Lower-bounded wild card causes trouble in javac, but not Eclipse

Question

This piece of code compiles in Eclipse but not in javac:

import java.util.function.Consumer;

public class Test {
    public static final void m1(Consumer<?> c) {
        m2(c);
    }
    private static final <T> void m2(Consumer<? super T> c) {
    }
}

javac output:

C:\Users\lukas\workspace>javac -version
javac 1.8.0_92

C:\Users\lukas\workspace>javac Test.java
Test.java:5: error: method m2 in class Test cannot be applied to given types;
        m2(c);
        ^
  required: Consumer<? super T>
  found: Consumer<CAP#1>
  reason: cannot infer type-variable(s) T
    (argument mismatch; Consumer<CAP#1> cannot be converted to Consumer<? super T>)
  where T is a type-variable:
    T extends Object declared in method <T>m2(Consumer<? super T>)
  where CAP#1 is a fresh type-variable:
    CAP#1 extends Object from capture of ?
1 error
----------------------------------------------------------------

Which compiler is wrong and why? (Eclipse bug report and parts of discussion here)

Answer 1

Note that the following can be compiled without problems:

public class Test {
    public static final void m1(Consumer<?> c) {
        m2(c);
    }
    private static final <T> void m2(Consumer<T> c) {
    }
}

Despite we don’t know the actual type of the consumer, we know that it will be assignable to Consumer<T>, though we don’t know what T is (not knowing what T is, is the norm in generic code anyway).

But if the assignment to Consumer<T> is valid, the assignment to Consumer<? super T> would be as well. We can even show this practically with an intermediate step:

public class Test {
    public static final void m1(Consumer<?> c) {
        m2(c);
    }
    private static final <T> void m2(Consumer<T> c) {
        m3(c);
    }
    private static final <T> void m3(Consumer<? super T> c) {
    }
}

No compiler objects that.

It will also be accepted when you replace the wild card with a named type, e.g.

public class Test {
    public static final void m1(Consumer<?> c) {
        m2(c);
    }
    private static final <E,T extends E> void m2(Consumer<E> c) {
    }
}

Here, E is a super type of T, just like ? super T is.
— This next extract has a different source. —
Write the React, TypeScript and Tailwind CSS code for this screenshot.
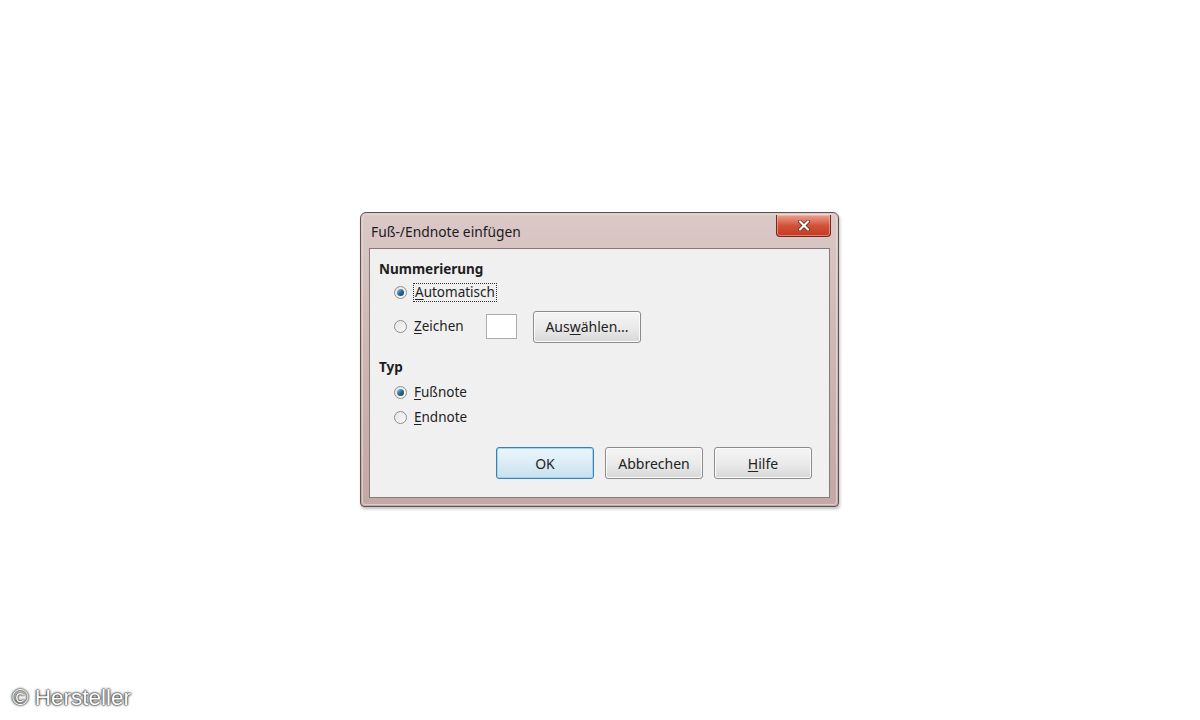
import React from "react";

const font = { fontFamily: '"Noto Sans", "Open Sans", sans-serif' };

function Radio({ checked }: { checked?: boolean }) {
  return (
    <span className="flex h-[13px] w-[13px] items-center justify-center rounded-full border border-[#8f8f8f] bg-gradient-to-br from-[#e4e4e4] to-[#fafafa]">
      {checked && (
        <span className="h-[7px] w-[7px] rounded-full bg-gradient-to-br from-[#9fd0ea] via-[#2a6c9a] to-[#123f5e]" />
      )}
    </span>
  );
}

function Btn({ children, w = "w-[98px]", focus }: { children: React.ReactNode; w?: string; focus?: boolean }) {
  return (
    <div
      className={`${w} flex h-[32px] items-center justify-center rounded-[3px] border text-[14px] text-[#222] ${
        focus
          ? "border-[#3c7fb1] bg-gradient-to-b from-[#eaf6fd] via-[#dcecf6] to-[#c8e0ef] shadow-[inset_0_0_0_1px_#9fd5ef]"
          : "border-[#8c8c8c] bg-gradient-to-b from-[#f4f4f4] via-[#ebebeb] to-[#d8d8d8] shadow-[inset_0_0_0_1px_#fbfbfb]"
      }`}
    >
      {children}
    </div>
  );
}

export default function App() {
  return (
    <div className="relative h-[720px] w-[1200px] bg-white" style={font}>
      <div className="pl-[360px] pt-[212px]">
        <div className="w-[479px] rounded-t-[6px] rounded-b-[4px] border border-[#5f5252] bg-gradient-to-b from-[#dbc9c7] via-[#cdb6b4] to-[#c2a8a6] p-[1px] shadow-[1px_2px_3px_rgba(0,0,0,0.25)]">
          <div className="rounded-t-[5px] rounded-b-[3px] border border-[#e8dcdb]/70 px-[6px] pb-[6px]">
            <div className="relative flex h-[33px] items-center pl-[2px] text-[13.8px] text-[#1a1a1a]">
              <span className="pt-[1px]">Fuß-/Endnote einfügen</span>
              <div className="absolute right-[-1px] top-[0px] flex h-[22px] w-[55px] items-center justify-center rounded-b-[4px] border border-t-0 border-[#6e2a1f] bg-gradient-to-b from-[#e9a08f] via-[#d2513a] to-[#c53a22] shadow-[inset_0_0_0_1px_rgba(255,200,190,0.5)]">
                <svg width="12" height="11" viewBox="0 0 12 11">
                  <path d="M2 1.5 L10 9.5 M10 1.5 L2 9.5" stroke="#5a1f15" strokeWidth="3.6" strokeLinecap="round" />
                  <path d="M2 1.5 L10 9.5 M10 1.5 L2 9.5" stroke="#fff" strokeWidth="2.2" strokeLinecap="round" />
                </svg>
              </div>
            </div>
            <div className="h-[250px] border border-[#8a7877] bg-[#f0f0f0] pl-[9px] pr-[10px] pt-[10px] text-[13.5px] text-[#1e1e1e]">
              <div className="font-bold leading-[20px]">Nummerierung</div>
              <div className="ml-[15px] mt-[3px] flex h-[20px] items-center gap-[6px]">
                <Radio checked />
                <span className="border border-dotted border-[#333] px-[1px] leading-[17px]">
                  <span className="underline underline-offset-2">A</span>utomatisch
                </span>
              </div>
              <div className="ml-[15px] mt-[9px] flex h-[31px] items-center">
                <Radio />
                <span className="ml-[7px] w-[72px]">
                  <span className="underline underline-offset-2">Z</span>eichen
                </span>
                <div className="h-[25px] w-[31px] border border-[#adadad] bg-white" />
                <div className="ml-[16px]">
                  <Btn w="w-[108px]">
                    Aus<span className="underline underline-offset-2">w</span>ählen...
                  </Btn>
                </div>
              </div>
              <div className="mt-[15px] font-bold leading-[20px]">Typ</div>
              <div className="ml-[15px] mt-[5px] flex h-[20px] items-center gap-[7px]">
                <Radio checked />
                <span>
                  <span className="underline underline-offset-2">F</span>ußnote
                </span>
              </div>
              <div className="ml-[15px] mt-[5px] flex h-[20px] items-center gap-[7px]">
                <Radio />
                <span>
                  <span className="underline underline-offset-2">E</span>ndnote
                </span>
              </div>
              <div className="mt-[20px] flex justify-end gap-[11px] pr-[7px]">
                <Btn focus>OK</Btn>
                <Btn>Abbrechen</Btn>
                <Btn>
                  <span className="underline underline-offset-2">H</span>ilfe
                </Btn>
              </div>
            </div>
          </div>
        </div>
      </div>
      <div
        className="absolute bottom-[10px] left-[12px] text-[22.5px] leading-[24px] text-white"
        style={{ fontFamily: '"Liberation Sans", Arial, sans-serif', textShadow: "0 0 3px #333, 0 0 2px #333, 0 0 1px #000" }}
      >
        © Hersteller
      </div>
    </div>
  );
}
I tried to find the bug report for javac closest to this scenario, but when it comes to javac and wildcard types, there are so many of them, that I eventually gave up. Disclaimer: this does not imply that there are so many bugs, just that there are so many related scenarios reported, which may all be different symptoms of the same bug.

The only thing that matters, is, that it is already fixed in Java 9.

Answer 2

This code is legal wrt JLS 8. javac version 8 and earlier had several bugs in how they handle wildcards and captures. Starting with version 9 (early access, I tried version ea-113 and newer) also javac accepts this code.

To understand how a compiler analyzes this according to JLS, it is essential to tell apart what are wildcard captures, type variables, inference variables and such.

The type of c is Consumer<capture#1-of ?> (javac would write Consumer<CAP#1>). This type is unknown, but fixed.

The parameter of m2 has type Consumer<? super T>, where T is a type variable to be instantiated by type inference.

During type inference an inference variable, denoted by ecj as T#0, is used to represent T.

Type inference consists in determining, whether T#0 can be instantiated to any type without violating any given type constraints. In this particular case we start with this contraint:

⟨c → Consumer<? super T#0>⟩

Which is stepwise reduced (by applying JLS 18.2):

⟨Consumer<capture#1-of ?> → Consumer<? super T#0>⟩

⟨capture#1-of ? <= ? super T#0⟩

⟨T#0 <: capture#1-of ?⟩

T#0 <: capture#1-of ?

The last line is a "type bound" and reduction is done. Since no further constraints are involved, resolution trivially instantiates T#0 to the type capture#1-of ?.

By these steps, type inference has proven that m2 is applicable for this particular invocation. qed.

Intuitively, the shown solution tells us: whatever type the capture may represent, if T is set to represent the exact same type, no type constraints are violated. This is possible, because the capture is fixed before starting type inference.